§ Short task: Transcribe the full listing exactly, and drop every picture.

§ Recorded data:
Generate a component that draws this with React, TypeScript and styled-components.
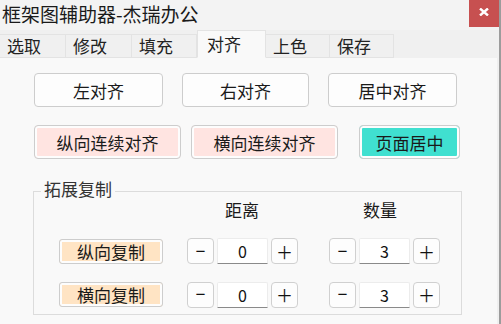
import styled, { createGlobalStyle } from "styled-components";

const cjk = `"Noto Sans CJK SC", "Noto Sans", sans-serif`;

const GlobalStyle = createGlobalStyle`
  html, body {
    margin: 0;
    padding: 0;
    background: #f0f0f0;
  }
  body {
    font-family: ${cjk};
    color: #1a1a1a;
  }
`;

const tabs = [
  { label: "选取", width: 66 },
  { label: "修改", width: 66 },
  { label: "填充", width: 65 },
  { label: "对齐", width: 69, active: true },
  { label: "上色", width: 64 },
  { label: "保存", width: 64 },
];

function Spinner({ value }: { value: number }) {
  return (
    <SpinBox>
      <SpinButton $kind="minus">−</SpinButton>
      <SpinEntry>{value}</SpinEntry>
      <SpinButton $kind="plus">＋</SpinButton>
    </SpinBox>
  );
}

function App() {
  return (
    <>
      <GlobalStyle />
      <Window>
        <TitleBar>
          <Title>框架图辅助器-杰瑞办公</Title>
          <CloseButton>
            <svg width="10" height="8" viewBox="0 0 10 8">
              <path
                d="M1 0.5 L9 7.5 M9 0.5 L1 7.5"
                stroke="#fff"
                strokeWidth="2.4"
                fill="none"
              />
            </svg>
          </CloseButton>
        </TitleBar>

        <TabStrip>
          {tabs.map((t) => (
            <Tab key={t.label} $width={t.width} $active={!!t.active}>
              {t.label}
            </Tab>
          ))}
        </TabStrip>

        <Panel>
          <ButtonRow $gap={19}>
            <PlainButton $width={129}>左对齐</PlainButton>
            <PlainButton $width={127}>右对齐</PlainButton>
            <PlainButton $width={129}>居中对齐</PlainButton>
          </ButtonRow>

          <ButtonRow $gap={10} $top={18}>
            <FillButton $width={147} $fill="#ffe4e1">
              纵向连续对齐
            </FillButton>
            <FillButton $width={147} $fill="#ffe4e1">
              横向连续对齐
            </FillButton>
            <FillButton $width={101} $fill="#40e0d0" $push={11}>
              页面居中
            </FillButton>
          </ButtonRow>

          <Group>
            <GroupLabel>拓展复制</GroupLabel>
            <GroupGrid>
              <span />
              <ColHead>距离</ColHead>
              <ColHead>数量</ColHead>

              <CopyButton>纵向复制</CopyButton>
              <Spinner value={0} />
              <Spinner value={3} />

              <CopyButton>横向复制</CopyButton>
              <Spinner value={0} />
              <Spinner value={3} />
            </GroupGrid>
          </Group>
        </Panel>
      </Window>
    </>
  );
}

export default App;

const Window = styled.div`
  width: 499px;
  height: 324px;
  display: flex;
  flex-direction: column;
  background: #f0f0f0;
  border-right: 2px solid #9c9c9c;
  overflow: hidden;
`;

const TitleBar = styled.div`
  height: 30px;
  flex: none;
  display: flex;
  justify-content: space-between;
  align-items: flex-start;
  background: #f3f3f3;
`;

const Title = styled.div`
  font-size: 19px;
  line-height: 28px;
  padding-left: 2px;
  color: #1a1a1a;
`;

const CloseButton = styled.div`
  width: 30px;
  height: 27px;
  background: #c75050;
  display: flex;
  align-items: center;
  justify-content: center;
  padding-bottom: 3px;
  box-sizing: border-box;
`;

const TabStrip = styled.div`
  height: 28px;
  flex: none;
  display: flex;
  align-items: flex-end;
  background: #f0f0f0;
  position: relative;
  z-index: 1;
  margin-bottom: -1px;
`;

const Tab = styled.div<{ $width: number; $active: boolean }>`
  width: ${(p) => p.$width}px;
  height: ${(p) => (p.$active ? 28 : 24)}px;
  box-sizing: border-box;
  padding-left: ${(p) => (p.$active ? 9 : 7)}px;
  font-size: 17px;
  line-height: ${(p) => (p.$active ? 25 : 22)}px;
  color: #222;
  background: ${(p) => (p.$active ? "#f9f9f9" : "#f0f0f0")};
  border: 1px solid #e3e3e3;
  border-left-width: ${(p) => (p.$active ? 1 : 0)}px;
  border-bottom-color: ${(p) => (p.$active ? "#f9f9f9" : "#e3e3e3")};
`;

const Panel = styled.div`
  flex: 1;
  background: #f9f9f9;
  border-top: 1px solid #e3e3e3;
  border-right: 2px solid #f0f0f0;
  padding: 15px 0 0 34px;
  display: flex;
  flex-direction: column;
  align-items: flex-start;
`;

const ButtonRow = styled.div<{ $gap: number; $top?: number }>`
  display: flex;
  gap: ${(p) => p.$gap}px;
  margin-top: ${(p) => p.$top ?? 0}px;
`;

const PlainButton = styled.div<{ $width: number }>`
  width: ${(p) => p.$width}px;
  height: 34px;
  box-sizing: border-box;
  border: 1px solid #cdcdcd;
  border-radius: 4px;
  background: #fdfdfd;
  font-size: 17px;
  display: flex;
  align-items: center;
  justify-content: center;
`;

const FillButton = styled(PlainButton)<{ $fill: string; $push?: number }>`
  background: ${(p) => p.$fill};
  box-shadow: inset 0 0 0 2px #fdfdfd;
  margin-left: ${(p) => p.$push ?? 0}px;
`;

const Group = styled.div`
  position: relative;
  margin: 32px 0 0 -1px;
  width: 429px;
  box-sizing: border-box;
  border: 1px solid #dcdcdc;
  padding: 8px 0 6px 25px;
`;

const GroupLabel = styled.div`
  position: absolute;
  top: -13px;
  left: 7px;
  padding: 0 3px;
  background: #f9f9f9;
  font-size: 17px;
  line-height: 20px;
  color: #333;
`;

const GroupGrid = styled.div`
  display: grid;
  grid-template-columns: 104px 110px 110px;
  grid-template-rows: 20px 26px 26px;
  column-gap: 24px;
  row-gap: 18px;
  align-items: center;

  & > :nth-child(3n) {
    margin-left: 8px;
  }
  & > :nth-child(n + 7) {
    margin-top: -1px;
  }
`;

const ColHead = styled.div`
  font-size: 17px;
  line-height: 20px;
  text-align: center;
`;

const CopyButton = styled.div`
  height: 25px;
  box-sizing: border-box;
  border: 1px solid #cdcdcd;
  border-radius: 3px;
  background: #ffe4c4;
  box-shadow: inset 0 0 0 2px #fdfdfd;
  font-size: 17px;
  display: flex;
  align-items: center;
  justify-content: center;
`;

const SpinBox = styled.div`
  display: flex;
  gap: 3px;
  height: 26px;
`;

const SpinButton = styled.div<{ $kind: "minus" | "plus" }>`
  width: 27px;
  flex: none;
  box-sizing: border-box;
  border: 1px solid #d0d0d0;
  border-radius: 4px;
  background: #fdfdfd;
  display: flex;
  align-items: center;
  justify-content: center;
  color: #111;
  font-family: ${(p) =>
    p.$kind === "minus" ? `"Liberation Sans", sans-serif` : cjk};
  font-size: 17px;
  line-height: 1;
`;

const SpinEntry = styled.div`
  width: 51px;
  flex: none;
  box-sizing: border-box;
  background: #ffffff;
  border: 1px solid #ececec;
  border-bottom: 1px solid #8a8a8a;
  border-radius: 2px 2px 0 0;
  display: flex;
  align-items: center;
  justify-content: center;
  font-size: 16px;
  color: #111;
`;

§ Task result:
Generate a component that draws this with React, TypeScript and styled-components.
import styled, { createGlobalStyle } from "styled-components";

const cjk = `"Noto Sans CJK SC", "Noto Sans", sans-serif`;

const GlobalStyle = createGlobalStyle`
  html, body {
    margin: 0;
    padding: 0;
    background: #f0f0f0;
  }
  body {
    font-family: ${cjk};
    color: #1a1a1a;
  }
`;

const tabs = [
  { label: "选取", width: 66 },
  { label: "修改", width: 66 },
  { label: "填充", width: 65 },
  { label: "对齐", width: 69, active: true },
  { label: "上色", width: 64 },
  { label: "保存", width: 64 },
];

function Spinner({ value }: { value: number }) {
  return (
    <SpinBox>
      <SpinButton $kind="minus">−</SpinButton>
      <SpinEntry>{value}</SpinEntry>
      <SpinButton $kind="plus">＋</SpinButton>
    </SpinBox>
  );
}

function App() {
  return (
    <>
      <GlobalStyle />
      <Window>
        <TitleBar>
          <Title>框架图辅助器-杰瑞办公</Title>
          <CloseButton>
            <svg width="10" height="8" viewBox="0 0 10 8">
              <path
                d="M1 0.5 L9 7.5 M9 0.5 L1 7.5"
                stroke="#fff"
                strokeWidth="2.4"
                fill="none"
              />
            </svg>
          </CloseButton>
        </TitleBar>

        <TabStrip>
          {tabs.map((t) => (
            <Tab key={t.label} $width={t.width} $active={!!t.active}>
              {t.label}
            </Tab>
          ))}
        </TabStrip>

        <Panel>
          <ButtonRow $gap={19}>
            <PlainButton $width={129}>左对齐</PlainButton>
            <PlainButton $width={127}>右对齐</PlainButton>
            <PlainButton $width={129}>居中对齐</PlainButton>
          </ButtonRow>

          <ButtonRow $gap={10} $top={18}>
            <FillButton $width={147} $fill="#ffe4e1">
              纵向连续对齐
            </FillButton>
            <FillButton $width={147} $fill="#ffe4e1">
              横向连续对齐
            </FillButton>
            <FillButton $width={101} $fill="#40e0d0" $push={11}>
              页面居中
            </FillButton>
          </ButtonRow>

          <Group>
            <GroupLabel>拓展复制</GroupLabel>
            <GroupGrid>
              <span />
              <ColHead>距离</ColHead>
              <ColHead>数量</ColHead>

              <CopyButton>纵向复制</CopyButton>
              <Spinner value={0} />
              <Spinner value={3} />

              <CopyButton>横向复制</CopyButton>
              <Spinner value={0} />
              <Spinner value={3} />
            </GroupGrid>
          </Group>
        </Panel>
      </Window>
    </>
  );
}

export default App;

const Window = styled.div`
  width: 499px;
  height: 324px;
  display: flex;
  flex-direction: column;
  background: #f0f0f0;
  border-right: 2px solid #9c9c9c;
  overflow: hidden;
`;

const TitleBar = styled.div`
  height: 30px;
  flex: none;
  display: flex;
  justify-content: space-between;
  align-items: flex-start;
  background: #f3f3f3;
`;

const Title = styled.div`
  font-size: 19px;
  line-height: 28px;
  padding-left: 2px;
  color: #1a1a1a;
`;

const CloseButton = styled.div`
  width: 30px;
  height: 27px;
  background: #c75050;
  display: flex;
  align-items: center;
  justify-content: center;
  padding-bottom: 3px;
  box-sizing: border-box;
`;

const TabStrip = styled.div`
  height: 28px;
  flex: none;
  display: flex;
  align-items: flex-end;
  background: #f0f0f0;
  position: relative;
  z-index: 1;
  margin-bottom: -1px;
`;

const Tab = styled.div<{ $width: number; $active: boolean }>`
  width: ${(p) => p.$width}px;
  height: ${(p) => (p.$active ? 28 : 24)}px;
  box-sizing: border-box;
  padding-left: ${(p) => (p.$active ? 9 : 7)}px;
  font-size: 17px;
  line-height: ${(p) => (p.$active ? 25 : 22)}px;
  color: #222;
  background: ${(p) => (p.$active ? "#f9f9f9" : "#f0f0f0")};
  border: 1px solid #e3e3e3;
  border-left-width: ${(p) => (p.$active ? 1 : 0)}px;
  border-bottom-color: ${(p) => (p.$active ? "#f9f9f9" : "#e3e3e3")};
`;

const Panel = styled.div`
  flex: 1;
  background: #f9f9f9;
  border-top: 1px solid #e3e3e3;
  border-right: 2px solid #f0f0f0;
  padding: 15px 0 0 34px;
  display: flex;
  flex-direction: column;
  align-items: flex-start;
`;

const ButtonRow = styled.div<{ $gap: number; $top?: number }>`
  display: flex;
  gap: ${(p) => p.$gap}px;
  margin-top: ${(p) => p.$top ?? 0}px;
`;

const PlainButton = styled.div<{ $width: number }>`
  width: ${(p) => p.$width}px;
  height: 34px;
  box-sizing: border-box;
  border: 1px solid #cdcdcd;
  border-radius: 4px;
  background: #fdfdfd;
  font-size: 17px;
  display: flex;
  align-items: center;
  justify-content: center;
`;

const FillButton = styled(PlainButton)<{ $fill: string; $push?: number }>`
  background: ${(p) => p.$fill};
  box-shadow: inset 0 0 0 2px #fdfdfd;
  margin-left: ${(p) => p.$push ?? 0}px;
`;

const Group = styled.div`
  position: relative;
  margin: 32px 0 0 -1px;
  width: 429px;
  box-sizing: border-box;
  border: 1px solid #dcdcdc;
  padding: 8px 0 6px 25px;
`;

const GroupLabel = styled.div`
  position: absolute;
  top: -13px;
  left: 7px;
  padding: 0 3px;
  background: #f9f9f9;
  font-size: 17px;
  line-height: 20px;
  color: #333;
`;

const GroupGrid = styled.div`
  display: grid;
  grid-template-columns: 104px 110px 110px;
  grid-template-rows: 20px 26px 26px;
  column-gap: 24px;
  row-gap: 18px;
  align-items: center;

  & > :nth-child(3n) {
    margin-left: 8px;
  }
  & > :nth-child(n + 7) {
    margin-top: -1px;
  }
`;

const ColHead = styled.div`
  font-size: 17px;
  line-height: 20px;
  text-align: center;
`;

const CopyButton = styled.div`
  height: 25px;
  box-sizing: border-box;
  border: 1px solid #cdcdcd;
  border-radius: 3px;
  background: #ffe4c4;
  box-shadow: inset 0 0 0 2px #fdfdfd;
  font-size: 17px;
  display: flex;
  align-items: center;
  justify-content: center;
`;

const SpinBox = styled.div`
  display: flex;
  gap: 3px;
  height: 26px;
`;

const SpinButton = styled.div<{ $kind: "minus" | "plus" }>`
  width: 27px;
  flex: none;
  box-sizing: border-box;
  border: 1px solid #d0d0d0;
  border-radius: 4px;
  background: #fdfdfd;
  display: flex;
  align-items: center;
  justify-content: center;
  color: #111;
  font-family: ${(p) =>
    p.$kind === "minus" ? `"Liberation Sans", sans-serif` : cjk};
  font-size: 17px;
  line-height: 1;
`;

const SpinEntry = styled.div`
  width: 51px;
  flex: none;
  box-sizing: border-box;
  background: #ffffff;
  border: 1px solid #ececec;
  border-bottom: 1px solid #8a8a8a;
  border-radius: 2px 2px 0 0;
  display: flex;
  align-items: center;
  justify-content: center;
  font-size: 16px;
  color: #111;
`;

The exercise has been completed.